Detroit had clearly changed since the 1970s; the population had plummeted from more than 1,500,000 to just over 710,000. Still, traversing the streets of Detroit was sometimes for Jordano like stepping back into a pair of old, well-worn shoes.
Only two large buildings had been erected in the downtown area in the time he was away, and through they were abandoned, old structures remained standing. “It felt like I had merely picked up where I had left off in 1977,” Jordano says, “The city hadn’t grown in the past 50 years, locking it into some kind of strange time capsule.”
By day, he consumed tanks of gas chasing from one corner of the city to the next in search of people with stories to tell, and more recently, he also wandered out at night to capture a sleepier, quieter side of Detroit. Detroit Nocturne is his ode to the still-kicking metropolis after dark.

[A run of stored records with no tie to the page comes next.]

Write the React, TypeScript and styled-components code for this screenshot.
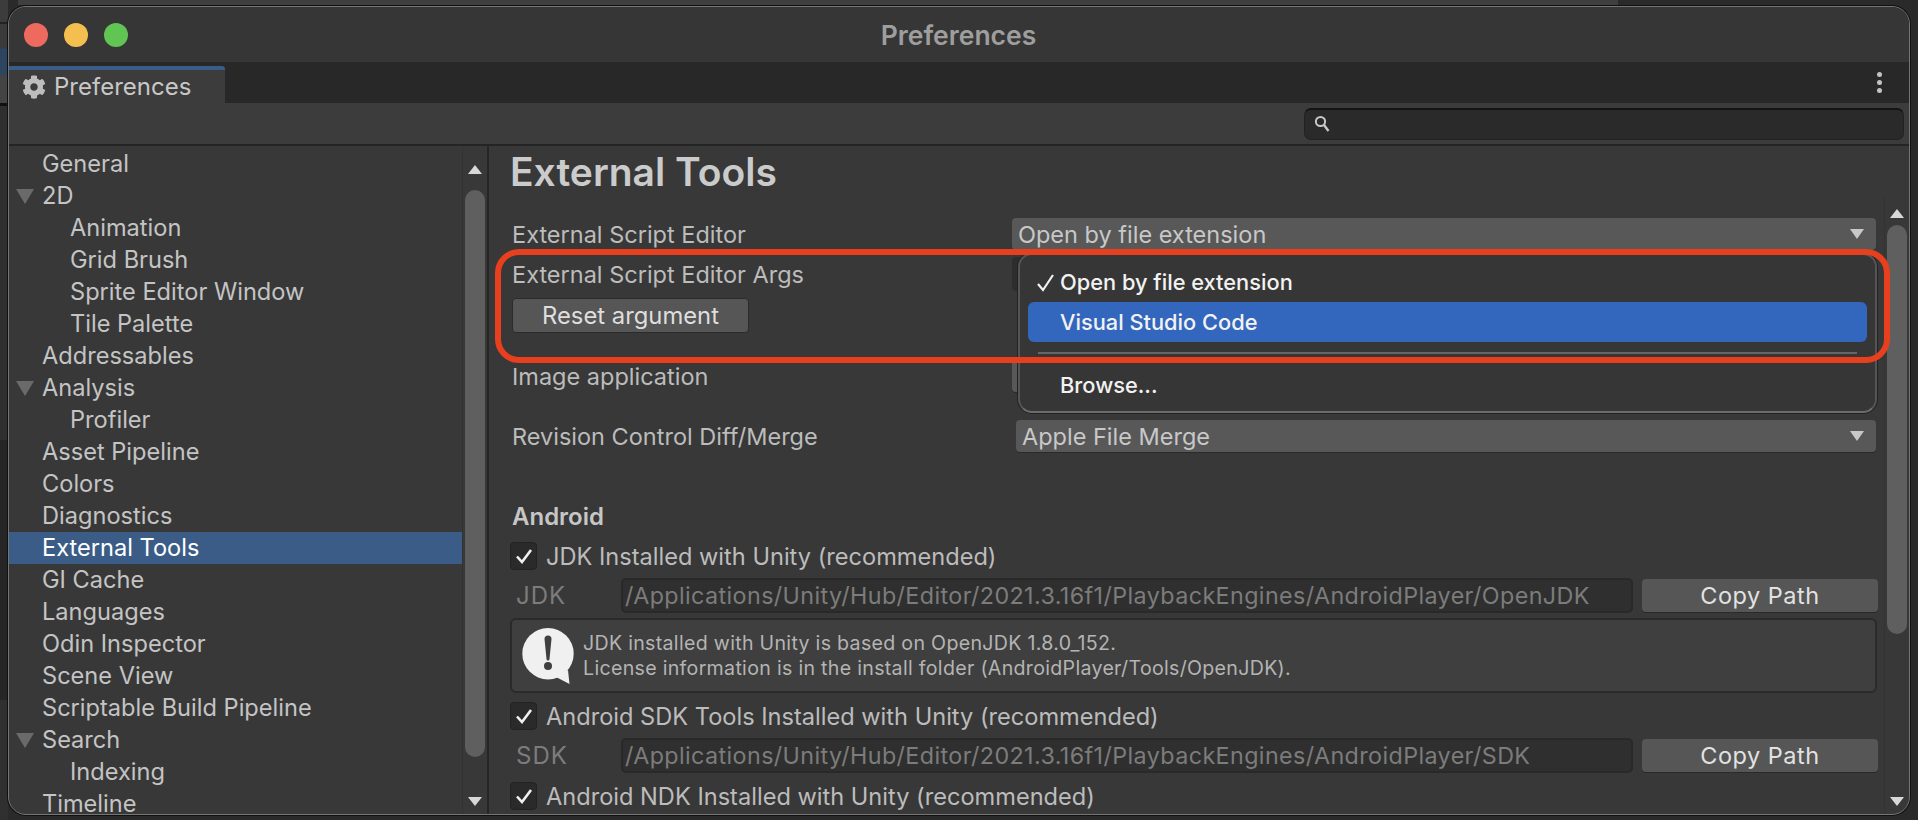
import styled, { createGlobalStyle } from "styled-components";
import { FaCog } from "react-icons/fa";

// GLOBAL ----------------------------------->

const GlobalStyle = createGlobalStyle`
  html, body {
    margin: 0;
    padding: 0;
    height: 820px;
    overflow: hidden;
    background: #2c2c2c;
  }
  * {
    box-sizing: border-box;
  }
`;

// WINDOW ----------------------------------->

const Desktop = styled.div`
  width: 1918px;
  height: 820px;
  padding: 6px 8px 5px 8px;
  font-family: Inter, "Liberation Sans", sans-serif;
  background:
    linear-gradient(#3f3f3f, #3f3f3f) 18px 0 / 1600px 5px no-repeat,
    linear-gradient(#3c3c3c 0 22px, #222 22px 24px, #3a3a3a 24px 48px, #2e4560 49px 75px, #444 76px 103px, #111 103px 106px, #2f2f2f 106px 440px, #262626 440px 700px, #303030 700px) 0 0 / 8px 820px no-repeat,
    #2a2a2a;
`;

const Window = styled.div`
  position: relative;
  display: flex;
  flex-direction: column;
  width: 1902px;
  height: 809px;
  background: #383838;
  border: 1px solid #757575;
  border-radius: 18px;
  box-shadow: 0 0 0 1px #111;
  overflow: hidden;
`;

const TitleBar = styled.div`
  display: flex;
  align-items: center;
  height: 55px;
  padding-left: 15px;
  gap: 16px;
  background: #363636;
  position: relative;
  flex: none;
`;

const Light = styled.span<{ $color: string }>`
  width: 24px;
  height: 24px;
  border-radius: 50%;
  background: ${(p) => p.$color};
`;

const WindowTitle = styled.div`
  flex: 1;
  text-align: center;
  margin-left: -80px;
  padding-right: 56px;
  font-size: 26.5px;
  font-weight: 600;
  color: #9e9e9e;
`;

const TabStrip = styled.div`
  display: flex;
  justify-content: space-between;
  align-items: flex-end;
  height: 41px;
  background: #282828;
  flex: none;
`;

const Tab = styled.div`
  display: flex;
  align-items: center;
  gap: 8px;
  width: 216px;
  height: 37px;
  padding-left: 13px;
  background: #3c3c3c;
  border-top: 4px solid #3a5c86;
  border-top-right-radius: 3px;
  font-size: 24px;
  color: #c8c8c8;
  svg {
    color: #bdbdbd;
    flex: none;
  }
`;

const MoreDots = styled.div`
  display: flex;
  flex-direction: column;
  gap: 3px;
  align-self: center;
  margin-right: 27px;
  span {
    width: 5px;
    height: 5px;
    border-radius: 50%;
    background: #c4c4c4;
  }
`;

const Toolbar = styled.div`
  display: flex;
  align-items: center;
  justify-content: flex-end;
  height: 43px;
  padding-right: 5px;
  background: #3c3c3c;
  border-bottom: 2px solid #242424;
  flex: none;
`;

const SearchBox = styled.div`
  display: flex;
  align-items: center;
  width: 600px;
  height: 32px;
  padding-left: 9px;
  background: #2a2a2a;
  border: 1px solid #222;
  border-top: 2px solid #141414;
  border-radius: 7px;
`;

const Body = styled.div`
  position: relative;
  display: flex;
  flex: 1;
  min-height: 0;
`;

// SIDEBAR ----------------------------------->

const Sidebar = styled.div`
  display: flex;
  width: 480px;
  flex: none;
  border-right: 2px solid #262626;
`;

const SideList = styled.div`
  width: 454px;
  padding-top: 2px;
  overflow: hidden;
`;

const SideRow = styled.div<{ $child?: boolean; $selected?: boolean }>`
  display: flex;
  align-items: center;
  height: 32px;
  padding-left: ${(p) => (p.$child ? 61 : 33)}px;
  padding-bottom: 2px;
  position: relative;
  font-size: 23.6px;
  white-space: nowrap;
  color: ${(p) => (p.$selected ? "#ffffff" : "#c4c4c4")};
  background: ${(p) => (p.$selected ? "#3a5c86" : "transparent")};
`;

const Twisty = styled.span`
  position: absolute;
  left: 7px;
  top: 9px;
  border-left: 9px solid transparent;
  border-right: 9px solid transparent;
  border-top: 15px solid #6a6a6a;
`;

// SCROLLBARS ----------------------------------->

const ScrollTrack = styled.div<{ $top: number }>`
  display: flex;
  flex-direction: column;
  align-items: center;
  width: 25px;
  flex: none;
  margin-top: ${(p) => p.$top}px;
  padding-bottom: 8px;
  border-left: 1px solid #333;
`;

const ArrowUp = styled.span<{ $top: number }>`
  flex: none;
  margin-top: ${(p) => p.$top}px;
  border-left: 7px solid transparent;
  border-right: 7px solid transparent;
  border-bottom: 9px solid #d8d8d8;
`;

const ArrowDown = styled.span`
  flex: none;
  margin-top: auto;
  border-left: 7px solid transparent;
  border-right: 7px solid transparent;
  border-top: 9px solid #d8d8d8;
`;

const Thumb = styled.div<{ $height: number; $gap: number }>`
  width: 20px;
  height: ${(p) => p.$height}px;
  margin-top: ${(p) => p.$gap}px;
  background: #5f5f5f;
  border-radius: 10px;
`;

// MAIN PANEL ----------------------------------->

const Main = styled.div`
  flex: 1;
  min-width: 0;
  padding: 0 8px 0 22px;
  overflow: hidden;
`;

const PageTitle = styled.h1`
  margin: 0 0 0 -1px;
  height: 72px;
  padding-top: 6px;
  line-height: 40px;
  font-size: 39px;
  font-weight: 600;
  color: #cbcbcb;
`;

const FormRow = styled.div<{ $mt?: number }>`
  display: flex;
  align-items: center;
  height: 32px;
  margin-top: ${(p) => p.$mt ?? 0}px;
`;

const Label = styled.div`
  width: 501px;
  flex: none;
  padding-left: 1px;
  font-size: 23.5px;
  color: #bcbcbc;
`;

const Dropdown = styled.div<{ $inset?: number }>`
  display: flex;
  align-items: center;
  justify-content: space-between;
  flex: 1;
  height: 32px;
  margin-left: ${(p) => p.$inset ?? 0}px;
  padding: 0 10px 0 6px;
  font-size: 23.5px;
  color: #c8c8c8;
  background: #585858;
  border-radius: 4px;
  box-shadow: 0 1px 0 #2a2a2a;
  &::after {
    content: "";
    margin-left: auto;
    border-left: 7px solid transparent;
    border-right: 7px solid transparent;
    border-top: 10px solid #c8c8c8;
    margin-right: 2px;
  }
`;

const ArgsField = styled.div`
  flex: 1;
  height: 34px;
  background: #2d2d2d;
  border-radius: 4px;
`;

const ResetButton = styled.div`
  display: flex;
  align-items: center;
  justify-content: center;
  width: 237px;
  height: 35px;
  margin: 8px 0 27px 1px;
  font-size: 23.8px;
  color: #dedede;
  background: #565656;
  border: 1px solid #2b2b2b;
  border-radius: 4px;
`;

const SectionHead = styled.div`
  margin: 50px 0 0 0;
  height: 30px;
  line-height: 30px;
  padding-left: 1px;
  font-size: 24px;
  font-weight: 600;
  color: #c6c6c6;
`;

const CheckRow = styled.div<{ $mt: number }>`
  display: flex;
  align-items: center;
  gap: 9px;
  height: 28px;
  margin-top: ${(p) => p.$mt}px;
  margin-left: -1px;
  font-size: 23.6px;
  color: #bcbcbc;
  white-space: nowrap;
`;

const CheckBox = styled.span`
  display: flex;
  align-items: center;
  justify-content: center;
  width: 27px;
  height: 28px;
  flex: none;
  background: #2a2a2a;
  border: 1px solid #222;
  border-radius: 4px;
`;

const PathRow = styled.div`
  display: flex;
  align-items: center;
  height: 35px;
  margin-top: 8px;
`;

const PathLabel = styled.div`
  width: 110px;
  flex: none;
  padding-left: 5px;
  font-size: 24px;
  letter-spacing: 1px;
  color: #7c7c7c;
`;

const PathField = styled.div`
  display: flex;
  align-items: center;
  width: 1012px;
  height: 35px;
  flex: none;
  padding-left: 2px;
  font-size: 23.3px;
  letter-spacing: 0.4px;
  white-space: nowrap;
  color: #7c7c7c;
  background: #2f2f2f;
  border: 2px solid #292929;
  border-radius: 5px;
`;

const CopyButton = styled.div`
  display: flex;
  align-items: center;
  justify-content: center;
  width: 236px;
  height: 33px;
  margin-left: 9px;
  flex: none;
  font-size: 23.5px;
  letter-spacing: 0.5px;
  color: #e2e2e2;
  background: #565656;
  border-radius: 4px;
  box-shadow: 0 1px 0 #2a2a2a;
`;

const InfoBox = styled.div`
  display: flex;
  align-items: center;
  gap: 9px;
  width: 1367px;
  height: 75px;
  margin: 5px 0 0 -1px;
  padding-left: 10px;
  background: #3f3f3f;
  border: 2px solid #2a2a2a;
  border-radius: 6px;
`;

const InfoText = styled.div`
  font-size: 19.6px;
  line-height: 25px;
  letter-spacing: 0.3px;
  color: #b4b4b4;
  white-space: nowrap;
`;

// OVERLAYS ----------------------------------->

const Menu = styled.div`
  position: absolute;
  left: 1009px;
  top: 107px;
  width: 859px;
  height: 160px;
  padding: 7px 8px 0 8px;
  background: #363636;
  border: 2px solid #555;
  border-bottom-color: #6c6c6c;
  border-radius: 14px;
  box-shadow: 0 0 0 1px #222;
`;

const MenuItem = styled.div<{ $active?: boolean }>`
  display: flex;
  align-items: center;
  height: 40px;
  padding-left: 32px;
  position: relative;
  font-size: 21.8px;
  font-weight: 500;
  color: #f2f2f2;
  border-radius: 6px;
  background: ${(p) => (p.$active ? "#3367bd" : "transparent")};
`;

const MenuCheck = styled.svg`
  position: absolute;
  left: 8px;
  top: 11px;
`;

const MenuSep = styled.div`
  height: 2px;
  margin: 10px 10px 11px 10px;
  background: #666;
`;

const Annotation = styled.div`
  position: absolute;
  left: 486px;
  top: 103px;
  width: 1395px;
  height: 114px;
  border: 6px solid #e8401e;
  border-radius: 24px;
  pointer-events: none;
`;

// DATA ----------------------------------->

const sideItems = [
  { name: "General" },
  { name: "2D", open: true },
  { name: "Animation", child: true },
  { name: "Grid Brush", child: true },
  { name: "Sprite Editor Window", child: true },
  { name: "Tile Palette", child: true },
  { name: "Addressables" },
  { name: "Analysis", open: true },
  { name: "Profiler", child: true },
  { name: "Asset Pipeline" },
  { name: "Colors" },
  { name: "Diagnostics" },
  { name: "External Tools", selected: true },
  { name: "GI Cache" },
  { name: "Languages" },
  { name: "Odin Inspector" },
  { name: "Scene View" },
  { name: "Scriptable Build Pipeline" },
  { name: "Search", open: true },
  { name: "Indexing", child: true },
  { name: "Timeline" },
];

const basePath = "/Applications/Unity/Hub/Editor/2021.3.16f1/PlaybackEngines/AndroidPlayer";

const Tick = () => (
  <svg width="18" height="16" viewBox="0 0 18 16">
    <path d="M2 8.5 L7 14 L16 2" fill="none" stroke="#f0f0f0" strokeWidth="2.6" />
  </svg>
);

const App = () => {
  return (
    <Desktop>
      <GlobalStyle />
      <Window>
        <TitleBar>
          <Light $color="#ee6a5f" />
          <Light $color="#f5bf4f" />
          <Light $color="#61c554" />
          <WindowTitle>Preferences</WindowTitle>
        </TitleBar>
        <TabStrip>
          <Tab>
            <FaCog size={24} />
            Preferences
          </Tab>
          <MoreDots>
            <span />
            <span />
            <span />
          </MoreDots>
        </TabStrip>
        <Toolbar>
          <SearchBox>
            <svg width="16" height="18" viewBox="0 0 16 18">
              <circle cx="6.5" cy="6.5" r="4.6" fill="none" stroke="#c8c8c8" strokeWidth="2" />
              <path d="M10 10 L14.5 16" stroke="#c8c8c8" strokeWidth="2.4" />
            </svg>
          </SearchBox>
        </Toolbar>
        <Body>
          <Sidebar>
            <SideList>
              {sideItems.map((item) => (
                <SideRow key={item.name} $child={item.child} $selected={item.selected}>
                  {item.open ? <Twisty /> : null}
                  {item.name}
                </SideRow>
              ))}
            </SideList>
            <ScrollTrack $top={0}>
              <ArrowUp $top={19} />
              <Thumb $height={567} $gap={16} />
              <ArrowDown />
            </ScrollTrack>
          </Sidebar>
          <Main>
            <PageTitle>External Tools</PageTitle>
            <FormRow>
              <Label>External Script Editor</Label>
              <Dropdown>Open by file extension</Dropdown>
            </FormRow>
            <FormRow $mt={8}>
              <Label>External Script Editor Args</Label>
              <ArgsField />
            </FormRow>
            <ResetButton>Reset argument</ResetButton>
            <FormRow>
              <Label>Image application</Label>
              <Dropdown />
            </FormRow>
            <FormRow $mt={28}>
              <Label>Revision Control Diff/Merge</Label>
              <Dropdown $inset={4}>Apple File Merge</Dropdown>
            </FormRow>
            <SectionHead>Android</SectionHead>
            <CheckRow $mt={10}>
              <CheckBox>
                <Tick />
              </CheckBox>
              JDK Installed with Unity (recommended)
            </CheckRow>
            <PathRow>
              <PathLabel>JDK</PathLabel>
              <PathField>{basePath}/OpenJDK</PathField>
              <CopyButton>Copy Path</CopyButton>
            </PathRow>
            <InfoBox>
              <svg width="52" height="56" viewBox="0 0 52 56">
                <circle cx="26" cy="25.7" r="25.7" fill="#f0f0f0" />
                <path d="M34 49 L47.5 56 L46 42 Z" fill="#f0f0f0" />
                <path d="M22.5 11 a3.5 3.5 0 0 1 7 0 L27.5 31 a1.5 1.5 0 0 1 -3 0 Z" fill="#3f3f3f" />
                <circle cx="26" cy="38" r="4" fill="#3f3f3f" />
              </svg>
              <InfoText>
                JDK installed with Unity is based on OpenJDK 1.8.0_152.
                <br />
                License information is in the install folder (AndroidPlayer/Tools/OpenJDK).
              </InfoText>
            </InfoBox>
            <CheckRow $mt={9}>
              <CheckBox>
                <Tick />
              </CheckBox>
              Android SDK Tools Installed with Unity (recommended)
            </CheckRow>
            <PathRow>
              <PathLabel>SDK</PathLabel>
              <PathField>{basePath}/SDK</PathField>
              <CopyButton>Copy Path</CopyButton>
            </PathRow>
            <CheckRow $mt={9}>
              <CheckBox>
                <Tick />
              </CheckBox>
              Android NDK Installed with Unity (recommended)
            </CheckRow>
          </Main>
          <ScrollTrack $top={50}>
            <ArrowUp $top={13} />
            <Thumb $height={409} $gap={7} />
            <ArrowDown />
          </ScrollTrack>
          <Menu>
            <MenuItem>
              <MenuCheck width="20" height="20" viewBox="0 0 20 20">
                <path d="M2 11 L7 17 L17 2" fill="none" stroke="#f2f2f2" strokeWidth="2.2" />
              </MenuCheck>
              Open by file extension
            </MenuItem>
            <MenuItem $active>Visual Studio Code</MenuItem>
            <MenuSep />
            <MenuItem>Browse...</MenuItem>
          </Menu>
          <Annotation />
        </Body>
      </Window>
    </Desktop>
  );
};

export default App;
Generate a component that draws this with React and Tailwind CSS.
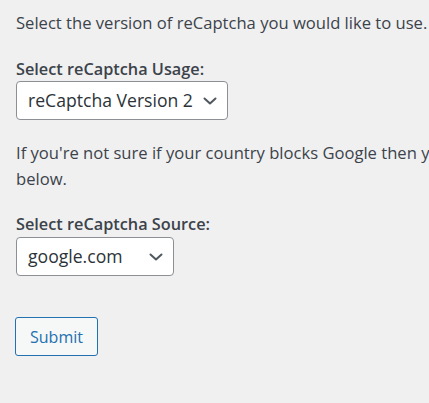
import React from "react";

function Chevron() {
  return (
    <svg width="14" height="8" viewBox="0 0 14 8" fill="none" className="shrink-0">
      <path d="M1.5 1.5 L7 6.5 L12.5 1.5" stroke="#50575e" strokeWidth="2" strokeLinecap="round" strokeLinejoin="round" />
    </svg>
  );
}

function FakeSelect({ value, width }) {
  return (
    <div
      className={`flex h-[39px] items-center justify-between rounded-[4px] border border-[#8c8f94] bg-white pl-[11px] pr-[10px] text-[17.6px] text-[#2c3338] ${width}`}
    >
      <span className="whitespace-nowrap">{value}</span>
      <Chevron />
    </div>
  );
}

export default function App() {
  return (
    <div className="min-h-screen overflow-hidden bg-[#f0f0f1] font-['Open_Sans',sans-serif] text-[#3c434a]">
      <div className="w-[800px] pl-4 pt-[10px]">
        {/* Intro */}
        <p className="text-[16.6px] leading-[26px]">
          Select the version of reCaptcha you would like to use.
        </p>

        {/* Usage */}
        <div className="mt-[21px] text-[16.3px] font-semibold leading-[24px]">
          Select reCaptcha Usage:
        </div>
        <FakeSelect value="reCaptcha Version 2" width="w-[212px]" />

        {/* Source */}
        <p className="mt-[20px] whitespace-nowrap text-[16.6px] leading-[26px]">
          If you're not sure if your country blocks Google then you should select recaptcha.net
          <br />
          below.
        </p>

        <div className="mt-[20px] text-[16.3px] font-semibold leading-[24px]">
          Select reCaptcha Source:
        </div>
        <div className="mt-px">
          <FakeSelect value="google.com" width="w-[158px]" />
        </div>

        <button className="mt-[41px] h-[39px] -ml-px rounded-[3px] border border-[#2271b1] bg-[#f6f7f7] px-[14px] text-[16px] text-[#2271b1]">
          Submit
        </button>
      </div>
    </div>
  );
}
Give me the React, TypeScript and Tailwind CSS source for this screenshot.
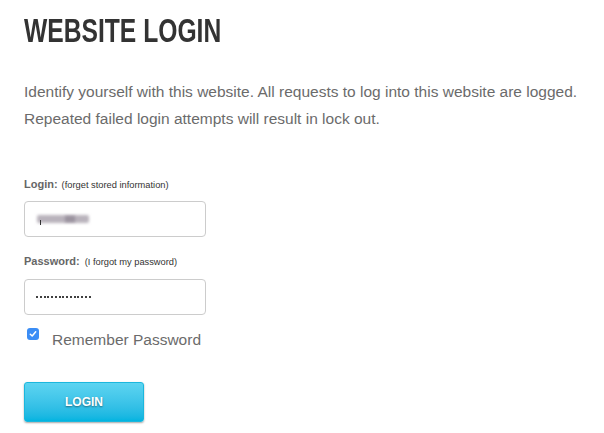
import React from "react";

export default function App() {
  const dots = Array.from({ length: 15 });
  return (
    <div className="w-[604px] h-[433px] bg-white pl-[24px] pt-[10px] text-[#666]" style={{ fontFamily: '"Liberation Sans", Arial, sans-serif' }}>
      <h1 className="text-[34px] leading-[40px] font-bold text-[#333] origin-left scale-x-[0.725] whitespace-nowrap">
        WEBSITE LOGIN
      </h1>
      <p className="mt-[28px] text-[15.5px] leading-[27px] text-[#6b6b6b]">
        Identify yourself with this website. All requests to log into this website are logged.
        <br />
        Repeated failed login attempts will result in lock out.
      </p>
      <div className="mt-[44px] flex items-baseline gap-[4px]">
        <span className="text-[11px] font-bold text-[#666]">Login:</span>
        <span className="text-[9.3px] text-[#333]">(forget stored information)</span>
      </div>
      <div className="mt-[8px] w-[182px] h-[36px] rounded-[4px] border border-[#ccc] flex items-center pl-[12px]">
        <div className="relative w-[52px] h-[8px]">
          <div className="absolute inset-0 rounded-[2px] bg-[#b9b3bc] blur-[1.5px]" />
          <div className="absolute left-[28px] top-[1px] w-[10px] h-[6px] bg-[#9a929e] blur-[1.5px]" />
          <div className="absolute left-[3px] top-[5px] w-[1px] h-[5px] bg-[#333]" />
        </div>
      </div>
      <div className="mt-[16px] flex items-baseline gap-[5px]">
        <span className="text-[11px] font-bold text-[#666]">Password:</span>
        <span className="text-[9.3px] text-[#333]">(I forgot my password)</span>
      </div>
      <div className="mt-[9px] w-[182px] h-[36px] rounded-[4px] border border-[#ccc] flex items-center pl-[11px]">
        <div className="flex gap-[1.75px]">
          {dots.map((_, i) => (
            <div key={i} className="w-[2px] h-[2px] rounded-full bg-black" />
          ))}
        </div>
      </div>
      <div className="mt-[12px] flex items-start">
        <div className="ml-[3px] mt-[1px] w-[12px] h-[12px] rounded-[3px] bg-[#3b8df5] flex items-center justify-center">
          <svg width="8" height="8" viewBox="0 0 8 8">
            <path d="M1.3 4.2 L3.2 6 L6.7 1.8" stroke="white" strokeWidth="1.5" fill="none" strokeLinecap="round" strokeLinejoin="round" />
          </svg>
        </div>
        <span className="ml-[13px] mt-[3px] text-[15.5px] leading-[20px] text-[#6b6b6b]">Remember Password</span>
      </div>
      <button
        className="mt-[32px] w-[120px] h-[40px] rounded-[3px] border border-[#1bb7dd] bg-gradient-to-b from-[#5cd4f1] to-[#00b4e0] shadow-[0_1px_2px_rgba(0,0,0,0.35)] text-white text-[12px] font-bold"
        style={{ textShadow: "0 1px 2px rgba(0,0,0,0.45)" }}
      >
        LOGIN
      </button>
    </div>
  );
}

In many ways, Jordano feels the press and the public has misrepresented or misunderstood Detroit. In an interview with Feature Shoot in 2012, he said, “Detroit is not just the city of apocalyptic death and decay that everyone has portrayed in the media, but a microcosm of several communities built on perseverance.”
That idea remains at the heart of the nighttime series. People are rarely pictured here, but every picture is about people— the things they’ve built, and the things they’ve left behind, and the things to which they have returned.
Still, Jordano isn’t seeing through rose-tinted lenses. He does mourn for Detroit in a way, and he can’t help but feel the sting of all the promises this city made and then broke. His photographs of storefronts and houses after dark are by turns melancholy and joyous. These businesses, he suggests, are what kept Detroit alive. “Long-established Ma and Pa shops sustain themselves not only because they have nowhere else to go, but also because they have a vested interest in the wellbeing of their communities,” the artist says, “I think there is an inherent loyalty in many of the businesses.”
The most special time to be out making pictures, Jordano explains, is between midnight and 3:00 in the morning, when the city is at rest but charged and alive. It’s serene being out here alone, though the photographer never lets his guard down completely. Staying out alone is taking a chance, but it’s one he’d make over and over again: “The results certainly outweigh the risks.”